This year I plan on doing things a bit different. This year we will only highlight the "underrated games," not the bad ones. I made the mistake of mixing both last year (for some reason I thought Quantum Theory was "underrated") This list can be subjective, and many people will disagree with my choices, but I love the banter and rebuttals in the comments section. 

So without further adieu, the Top 10!

10. Motorstorm: Apocalypse (PS3)
Maybe because this game came out closely after the earthquakes in Japan, or during the PSN blackout, or it could be the public's uninterest in the genre of "extreme racing," which was Motorstorm's penchant from the very beginning. Apocalypse was no exception, this time bringing in a campaign-like story mode, and more extreme stunts, jumps, and hair-rasing moments that they should have packed a pair of diapers with the game…or an already brown pair of pants.  Sales for this game were quite dismal (barely 100,000 sold in the first 10 weeks in the US). It's always tough for racing genres to stay solid in the industry (just look at the Need for Speed series!), and I think maybe we've seen the last of Motorstorm…for a while. 
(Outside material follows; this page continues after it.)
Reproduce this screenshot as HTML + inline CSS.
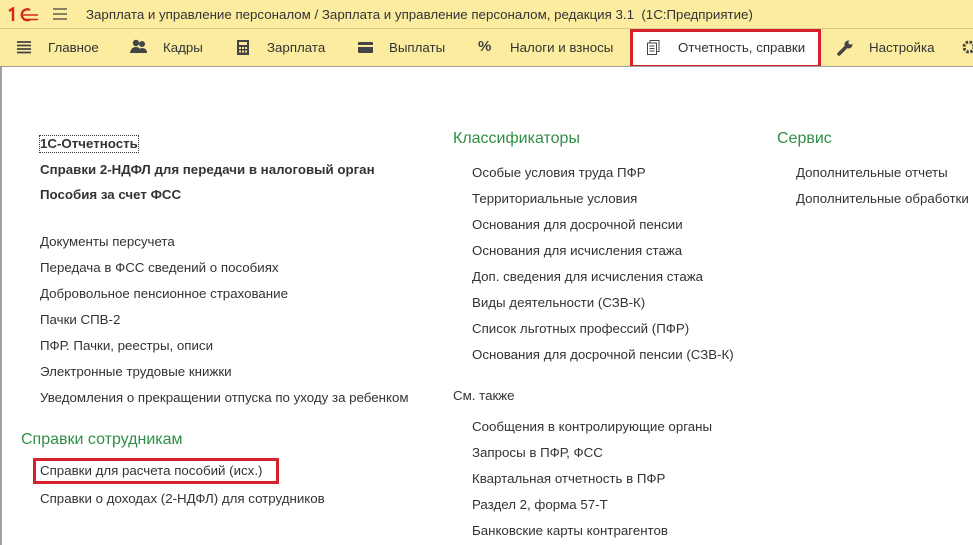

9. Duke Nukem Forever (PS3, XB 360, PC)
Love it or hate it, Duke came out of the gates giving fans what they expected from his previous most popular game, Duke Nukem 3D; epic gameplay, and quick witty one-liners. Problem was is that the video game world grew up and matured, expecting Duke to grow along with it. Duke was a misunderstood game because as true fans of the series know, THIS is the real Duke, and THIS was a game that was a fan-service. You either love it, or hate it, no in between.

8. Ace Combat: Assault Horizon (PS3, XB360)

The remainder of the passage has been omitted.